_Recorded data:_
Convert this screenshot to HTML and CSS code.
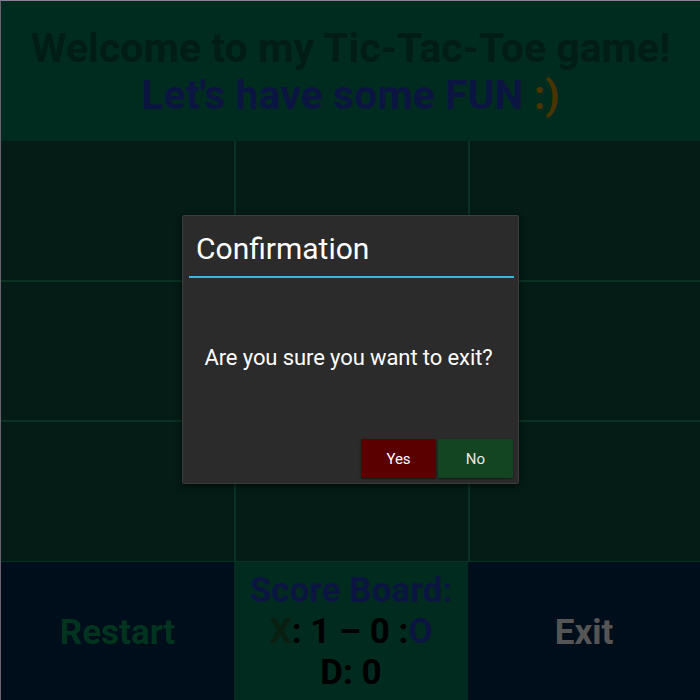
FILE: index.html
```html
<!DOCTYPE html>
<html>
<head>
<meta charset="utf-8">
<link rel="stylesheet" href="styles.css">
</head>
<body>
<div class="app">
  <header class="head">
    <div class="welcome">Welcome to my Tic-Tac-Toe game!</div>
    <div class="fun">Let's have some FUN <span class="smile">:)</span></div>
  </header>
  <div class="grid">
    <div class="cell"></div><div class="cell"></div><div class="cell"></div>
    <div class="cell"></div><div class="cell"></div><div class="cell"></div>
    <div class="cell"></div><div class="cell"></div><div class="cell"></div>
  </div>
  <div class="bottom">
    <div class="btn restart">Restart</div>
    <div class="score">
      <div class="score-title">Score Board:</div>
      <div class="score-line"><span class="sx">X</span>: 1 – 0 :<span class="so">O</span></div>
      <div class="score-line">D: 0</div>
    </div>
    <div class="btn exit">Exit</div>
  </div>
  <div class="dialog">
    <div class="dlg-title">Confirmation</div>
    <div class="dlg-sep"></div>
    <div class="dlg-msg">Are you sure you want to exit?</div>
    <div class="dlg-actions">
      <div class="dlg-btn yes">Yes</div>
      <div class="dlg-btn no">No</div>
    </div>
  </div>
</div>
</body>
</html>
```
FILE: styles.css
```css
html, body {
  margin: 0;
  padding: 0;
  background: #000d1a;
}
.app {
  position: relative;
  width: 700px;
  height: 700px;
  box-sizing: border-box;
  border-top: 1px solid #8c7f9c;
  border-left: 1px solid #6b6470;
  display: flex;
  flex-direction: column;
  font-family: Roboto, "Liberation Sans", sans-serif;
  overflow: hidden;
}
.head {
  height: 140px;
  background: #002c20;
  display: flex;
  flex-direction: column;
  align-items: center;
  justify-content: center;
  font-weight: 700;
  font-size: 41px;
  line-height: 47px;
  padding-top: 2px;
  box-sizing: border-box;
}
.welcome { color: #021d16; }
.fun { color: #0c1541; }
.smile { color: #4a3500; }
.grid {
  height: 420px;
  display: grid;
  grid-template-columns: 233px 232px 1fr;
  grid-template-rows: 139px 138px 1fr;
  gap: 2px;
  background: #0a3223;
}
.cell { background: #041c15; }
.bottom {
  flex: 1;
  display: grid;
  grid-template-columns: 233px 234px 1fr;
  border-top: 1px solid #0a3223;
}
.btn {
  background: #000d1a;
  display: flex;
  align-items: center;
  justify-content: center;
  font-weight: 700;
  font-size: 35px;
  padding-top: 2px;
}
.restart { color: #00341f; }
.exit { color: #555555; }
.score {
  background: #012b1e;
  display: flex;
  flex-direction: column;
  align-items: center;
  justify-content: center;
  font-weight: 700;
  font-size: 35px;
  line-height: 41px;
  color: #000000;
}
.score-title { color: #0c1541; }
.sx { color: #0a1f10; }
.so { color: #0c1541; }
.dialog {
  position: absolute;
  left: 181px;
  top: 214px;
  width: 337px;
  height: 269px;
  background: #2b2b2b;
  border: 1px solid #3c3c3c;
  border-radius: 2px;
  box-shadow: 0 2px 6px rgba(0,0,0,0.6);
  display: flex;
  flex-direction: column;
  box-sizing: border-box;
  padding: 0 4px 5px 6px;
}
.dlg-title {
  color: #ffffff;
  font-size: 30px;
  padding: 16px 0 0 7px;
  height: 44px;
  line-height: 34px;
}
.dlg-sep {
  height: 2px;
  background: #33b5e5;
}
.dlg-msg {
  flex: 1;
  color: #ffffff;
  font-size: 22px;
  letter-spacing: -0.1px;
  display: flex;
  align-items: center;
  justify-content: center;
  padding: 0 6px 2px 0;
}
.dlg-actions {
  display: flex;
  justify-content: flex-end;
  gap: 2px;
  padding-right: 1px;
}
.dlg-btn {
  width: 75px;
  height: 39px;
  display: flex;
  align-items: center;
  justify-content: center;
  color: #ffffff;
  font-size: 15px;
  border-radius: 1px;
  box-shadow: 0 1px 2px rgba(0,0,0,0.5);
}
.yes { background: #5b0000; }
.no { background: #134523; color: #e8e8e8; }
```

_Instruction:_ Pictures are excluded; copy all other data exactly as shown.

_Complete response:_
Convert this screenshot to HTML and CSS code.
FILE: index.html
```html
<!DOCTYPE html>
<html>
<head>
<meta charset="utf-8">
<link rel="stylesheet" href="styles.css">
</head>
<body>
<div class="app">
  <header class="head">
    <div class="welcome">Welcome to my Tic-Tac-Toe game!</div>
    <div class="fun">Let's have some FUN <span class="smile">:)</span></div>
  </header>
  <div class="grid">
    <div class="cell"></div><div class="cell"></div><div class="cell"></div>
    <div class="cell"></div><div class="cell"></div><div class="cell"></div>
    <div class="cell"></div><div class="cell"></div><div class="cell"></div>
  </div>
  <div class="bottom">
    <div class="btn restart">Restart</div>
    <div class="score">
      <div class="score-title">Score Board:</div>
      <div class="score-line"><span class="sx">X</span>: 1 – 0 :<span class="so">O</span></div>
      <div class="score-line">D: 0</div>
    </div>
    <div class="btn exit">Exit</div>
  </div>
  <div class="dialog">
    <div class="dlg-title">Confirmation</div>
    <div class="dlg-sep"></div>
    <div class="dlg-msg">Are you sure you want to exit?</div>
    <div class="dlg-actions">
      <div class="dlg-btn yes">Yes</div>
      <div class="dlg-btn no">No</div>
    </div>
  </div>
</div>
</body>
</html>
```
FILE: styles.css
```css
html, body {
  margin: 0;
  padding: 0;
  background: #000d1a;
}
.app {
  position: relative;
  width: 700px;
  height: 700px;
  box-sizing: border-box;
  border-top: 1px solid #8c7f9c;
  border-left: 1px solid #6b6470;
  display: flex;
  flex-direction: column;
  font-family: Roboto, "Liberation Sans", sans-serif;
  overflow: hidden;
}
.head {
  height: 140px;
  background: #002c20;
  display: flex;
  flex-direction: column;
  align-items: center;
  justify-content: center;
  font-weight: 700;
  font-size: 41px;
  line-height: 47px;
  padding-top: 2px;
  box-sizing: border-box;
}
.welcome { color: #021d16; }
.fun { color: #0c1541; }
.smile { color: #4a3500; }
.grid {
  height: 420px;
  display: grid;
  grid-template-columns: 233px 232px 1fr;
  grid-template-rows: 139px 138px 1fr;
  gap: 2px;
  background: #0a3223;
}
.cell { background: #041c15; }
.bottom {
  flex: 1;
  display: grid;
  grid-template-columns: 233px 234px 1fr;
  border-top: 1px solid #0a3223;
}
.btn {
  background: #000d1a;
  display: flex;
  align-items: center;
  justify-content: center;
  font-weight: 700;
  font-size: 35px;
  padding-top: 2px;
}
.restart { color: #00341f; }
.exit { color: #555555; }
.score {
  background: #012b1e;
  display: flex;
  flex-direction: column;
  align-items: center;
  justify-content: center;
  font-weight: 700;
  font-size: 35px;
  line-height: 41px;
  color: #000000;
}
.score-title { color: #0c1541; }
.sx { color: #0a1f10; }
.so { color: #0c1541; }
.dialog {
  position: absolute;
  left: 181px;
  top: 214px;
  width: 337px;
  height: 269px;
  background: #2b2b2b;
  border: 1px solid #3c3c3c;
  border-radius: 2px;
  box-shadow: 0 2px 6px rgba(0,0,0,0.6);
  display: flex;
  flex-direction: column;
  box-sizing: border-box;
  padding: 0 4px 5px 6px;
}
.dlg-title {
  color: #ffffff;
  font-size: 30px;
  padding: 16px 0 0 7px;
  height: 44px;
  line-height: 34px;
}
.dlg-sep {
  height: 2px;
  background: #33b5e5;
}
.dlg-msg {
  flex: 1;
  color: #ffffff;
  font-size: 22px;
  letter-spacing: -0.1px;
  display: flex;
  align-items: center;
  justify-content: center;
  padding: 0 6px 2px 0;
}
.dlg-actions {
  display: flex;
  justify-content: flex-end;
  gap: 2px;
  padding-right: 1px;
}
.dlg-btn {
  width: 75px;
  height: 39px;
  display: flex;
  align-items: center;
  justify-content: center;
  color: #ffffff;
  font-size: 15px;
  border-radius: 1px;
  box-shadow: 0 1px 2px rgba(0,0,0,0.5);
}
.yes { background: #5b0000; }
.no { background: #134523; color: #e8e8e8; }
```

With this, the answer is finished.